Beware: The 'Condemned' Damsel

It is not in the mere curve of her waist or the fullness of her breasts that femininity resides, it is in her presence and manner and the effortless grace exuded in her movement. She has been stepped on and is accustomed to working as an integral figure but is always unnoticed, she is the intricate machinery in a watch, she is historically unseen.

These thoughts have crossed each of our minds at some point, this battle between the male presence and the objectified woman, but more so in the mindset of feminism and more recently, eco-feminism. Excuse me while i digress from my poetic path; for this is a fashion blog, not a soapbox.

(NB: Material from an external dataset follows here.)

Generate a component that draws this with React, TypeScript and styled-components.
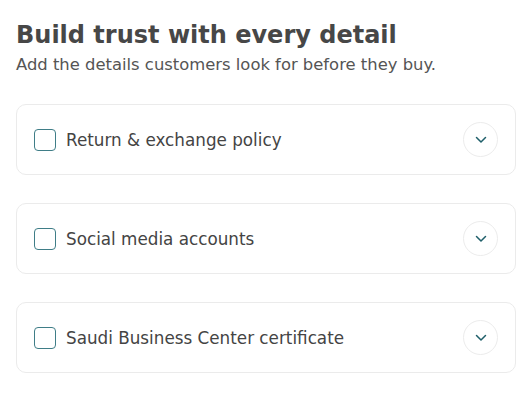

On a comparatively lighter note, which ‘modern’ woman can deny the assertive qualities of fashion? Some men (and women) choose to assure their masculinity (or femininity) through the degradation of the opposite sex:

Chris Brown beats Rihanna and Rihanna writes about bondage, a curious example indeed.

But let’s cut to the chase, Rihanna also adopted one bad-ass wardrobe. Which ties up with my last point: women’s fashion for many, promotes empowerment and independence, all the while appreciating the feminine form.

It’s that unexplained pout when your lips are freshly ‘rouged’. It’s that previously non-existent posture that emerged when you wore that dress.

And here’s the best example (a personal revelation I’ll admit):
It’s that strut you never knew you had before you bought those heels. That dear reader, is the power of fashion to a woman.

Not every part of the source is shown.